Napięte relacje brytyjsko-rosyjskie
Lata po śmierci Litwinienki to okres napiętych relacji brytyjsko-rosyjskich, choć pogorszyły się one już wcześniej, gdy Londyn odmówił ekstradycji Bieriezowskiego i kilku przywódców separatystów czeczeńskich. W 2007 roku Wielka Brytania oznajmiła, że wydaleni zostaną czterej rosyjscy dyplomaci, zawieszone będą negocjacje w sprawie ułatwień wizowych dla obywateli Rosji i zrewidowane zasady współpracy w różnych dziedzinach. Moskwa zapowiedziała więc retorsje, w tym wydalenie dyplomatów. Służby specjalne obu państw zerwały współpracę. Na początku 2008 roku Rosja zabroniła prowadzenia działalności biurom British Council w Petersburgu i Jekaterynburgu, uzasadniając to brakiem podstaw prawnych. Kiedy w listopadzie 2009 roku do Moskwy po raz pierwszy od pięciu lat przyjechał David Miliband, szef dyplomacji brytyjskiej, wizyta przebiegała w cieniu sprawy Litwinienki. Kolejną odsłoną sporu było wydalenie w 2010 roku przez Londyn rosyjskiego dyplomaty, na które Moskwa odpowiedziała tym samym. Również kontakty przywódców - wizyta Camerona w Moskwie (w 2011 roku) i Putina w Londynie (w 2012 roku) - nie przyniosły przełomu we wzajemnych relacjach. Stosunki zaczęły się poprawiać w 2013 roku. W maju podczas wizyty Camerona w Soczi ogłoszono wznowienie współpracy służb specjalnych.

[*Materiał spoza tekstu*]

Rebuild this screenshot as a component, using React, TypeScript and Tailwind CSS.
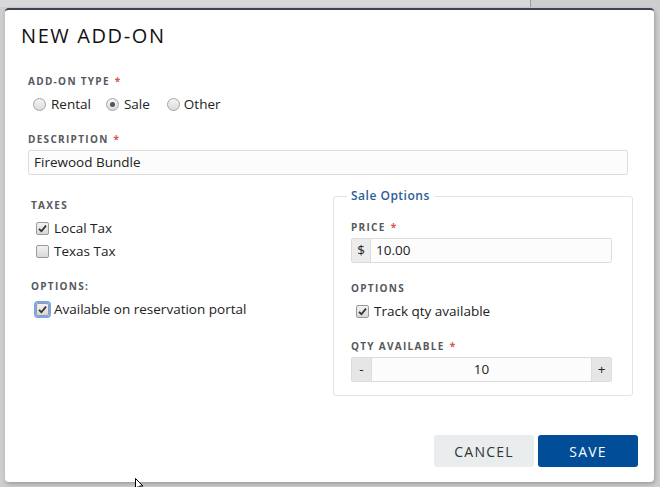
import { ReactNode } from "react";

const font = { fontFamily: '"Open Sans", "Liberation Sans", sans-serif' };

function Label({ children, req, className = "" }: { children: ReactNode; req?: boolean; className?: string }) {
  return (
    <div className={`h-[14px] text-[10px] font-bold uppercase leading-[14px] tracking-[1.3px] text-[#55595d] ${className}`}>
      {children}
      {req && <span className="ml-[5px] text-[#d9534f]">*</span>}
    </div>
  );
}

function Radio({ checked }: { checked?: boolean }) {
  return (
    <span className="flex h-[13px] w-[13px] items-center justify-center rounded-full border border-[#a3a3a3] bg-gradient-to-b from-[#f4f4f4] to-[#dcdcdc]">
      {checked && <span className="h-[5px] w-[5px] rounded-full bg-[#555]" />}
    </span>
  );
}

function Check({ checked, focus }: { checked?: boolean; focus?: boolean }) {
  return (
    <span
      className={`flex h-[13px] w-[13px] items-center justify-center rounded-[2px] border border-[#9a9a9a] bg-gradient-to-b from-[#f2f2f2] to-[#d8d8d8] ${
        focus ? "outline outline-2 outline-[#7aa7e8]" : ""
      }`}
    >
      {checked && (
        <svg width="9" height="9" viewBox="0 0 9 9">
          <path d="M1 4.8 L3.4 7.2 L8 1.6" fill="none" stroke="#333" strokeWidth="1.8" />
        </svg>
      )}
    </span>
  );
}

function CheckRow({ label, checked, focus, className = "" }: { label: string; checked?: boolean; focus?: boolean; className?: string }) {
  return (
    <div className={`flex h-[16px] items-center gap-[5px] text-[13.5px] text-[#222] ${className}`}>
      <Check checked={checked} focus={focus} />
      <span>{label}</span>
    </div>
  );
}

export default function App() {
  return (
    <div className="relative h-[487px] w-[660px] overflow-hidden bg-[#cecece] pl-[5px] pt-[8px]" style={font}>
      <div className="absolute left-0 top-0 h-[7px] w-[530px] bg-[#d8d8d8]" />
      <div className="absolute left-[530px] top-0 h-[7px] w-px bg-[#9a9a9a]" />

      <div className="relative flex h-[474px] w-[649px] flex-col rounded-[4px] border-t-2 border-[#3b4450] bg-white shadow-[1px_2px_4px_rgba(0,0,0,0.25)]">
        <h1 className="pl-[16px] pt-[14px] text-[20px] font-normal leading-[24px] tracking-[1.6px] text-[#111]">NEW ADD-ON</h1>

        <div className="pl-[23px] pr-[26px]">
          <Label req className="mt-[26px]">Add-on Type</Label>
          <div className="mt-[8px] flex h-[16px] items-center pl-[5px] text-[13.5px] text-[#222]">
            <Radio />
            <span className="ml-[5px]">Rental</span>
            <span className="ml-[15px]"><Radio checked /></span>
            <span className="ml-[5px]">Sale</span>
            <span className="ml-[17px]"><Radio /></span>
            <span className="ml-[4px]">Other</span>
          </div>

          <Label req className="mt-[20px]">Description</Label>
          <div className="mt-[4px] flex h-[25px] items-center rounded-[2px] border border-[#dcdcdc] bg-[#fcfcfc] px-[5px] text-[13.5px] text-[#222]">
            Firewood Bundle
          </div>

          <div className="mr-[-5px] flex">
            <div className="w-[305px] shrink-0 pl-[3px] pt-[23px]">
              <Label>Taxes</Label>
              <CheckRow label="Local Tax" checked className="mt-[8px] pl-[5px]" />
              <CheckRow label="Texas Tax" className="mt-[7px] pl-[5px]" />
              <Label className="mt-[20px]">Options:</Label>
              <CheckRow label="Available on reservation portal" checked focus className="mt-[8px] pl-[5px]" />
            </div>

            <fieldset className="mt-[13px] h-[208px] w-[300px] shrink-0 rounded-[3px] border border-[#e3e3e3] pl-[17px] pr-[20px]">
              <legend className="ml-[-4px] px-[4px] text-[12px] font-semibold leading-[16px] tracking-[0.5px] text-[#2b5d9b]">
                Sale Options
              </legend>
              <Label req className="mt-[16px]">Price</Label>
              <div className="mt-[4px] flex h-[25px] rounded-[2px] border border-[#dcdcdc] text-[13.5px] text-[#222]">
                <span className="flex w-[19px] items-center justify-center border-r border-[#dcdcdc] bg-[#ececec]">$</span>
                <span className="flex flex-1 items-center bg-[#fcfcfc] px-[5px]">10.00</span>
              </div>
              <Label className="mt-[18px]">Options</Label>
              <CheckRow label="Track qty available" checked className="mt-[8px] pl-[5px]" />
              <Label req className="mt-[20px]">Qty Available</Label>
              <div className="mt-[4px] flex h-[25px] rounded-[2px] border border-[#dcdcdc] text-[13.5px] text-[#222]">
                <span className="flex w-[20px] items-center justify-center border-r border-[#dcdcdc] bg-[#e6e6e6]">-</span>
                <span className="flex flex-1 items-center justify-center bg-[#fcfcfc]">10</span>
                <span className="flex w-[20px] items-center justify-center border-l border-[#dcdcdc] bg-[#e6e6e6]">+</span>
              </div>
            </fieldset>
          </div>
        </div>

        <div className="mt-auto flex justify-end gap-[4px] pb-[15px] pr-[16px]">
          <button className="h-[32px] w-[100px] rounded-[3px] bg-[#e9edee] text-[14px] tracking-[1.2px] text-[#333]">CANCEL</button>
          <button className="h-[32px] w-[100px] rounded-[3px] bg-[#024d97] text-[14px] tracking-[1.2px] text-white">SAVE</button>
        </div>
      </div>

      <svg className="absolute left-[135px] top-[478px]" width="12" height="12" viewBox="0 0 12 12">
        <path d="M0.5 0.5 L0.5 11 L3 8.5 L5 12 L6.5 11.3 L4.6 8 L8 8 Z" fill="#fff" stroke="#000" strokeWidth="1" />
      </svg>
    </div>
  );
}
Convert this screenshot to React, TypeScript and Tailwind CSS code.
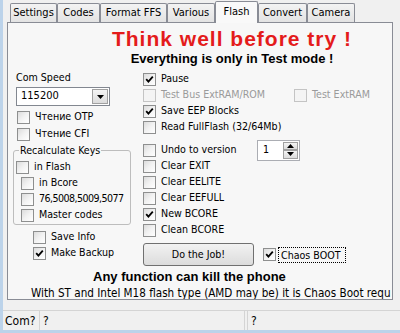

Kto zaaprobował zabicie Litwinienki?
Tymczasem w Londynie w listopadzie 2011 roku koroner zarządził dochodzenie w sprawie śmierci Litwinienki. Efektem tej decyzji i postępowania przygotowawczego, którym kierował sędzia Robert Owen, było publiczne dochodzenie w sprawie śmierci byłego agenta rozpoczęte ostatecznie w styczniu 2015 roku. Rząd brytyjski wyraził zgodę na rozpoczęcie śledztwa w lipcu 2014 roku, co zbiegło się z kolejnym pogorszeniem stosunków z Rosją w związku z kryzysem ukraińskim. Przed rozpoczęciem dochodzenia zapowiedziano, że niektóre materiały nie będą ujawnione, a tajne dokumenty sędzia przeanalizuje za zamkniętymi drzwiami. Rosja, powołując się na ten fakt, już we wrześniu 2014 roku oświadczyła, że nie będzie uczestniczyć w śledztwie, i podważyła jego obiektywizm. Ogłoszony w styczniu 2016 roku raport ze śledztwa głosił, że za morderstwem stali Ługowoj i Kowtun, którzy "z dużym prawdopodobieństwem działali na zlecenie FSB w ramach operacji, na którą zgodę prawdopodobnie wydał Nikołaj Patruszew (ówczesny szef FSB) i prezydent Władimir Putin". Śledczy ocenili też, że "morderstwo brytyjskiego obywatela na ulicach Londynu z użyciem radioaktywnej substancji stanowiło bezpośrednie zagrożenie dla zdrowia publicznego". Moskwa określiła wówczas dochodzenie jako nieprzejrzyste i zarzuciła Londynowi upolitycznienie sprawy śmierci byłego agenta.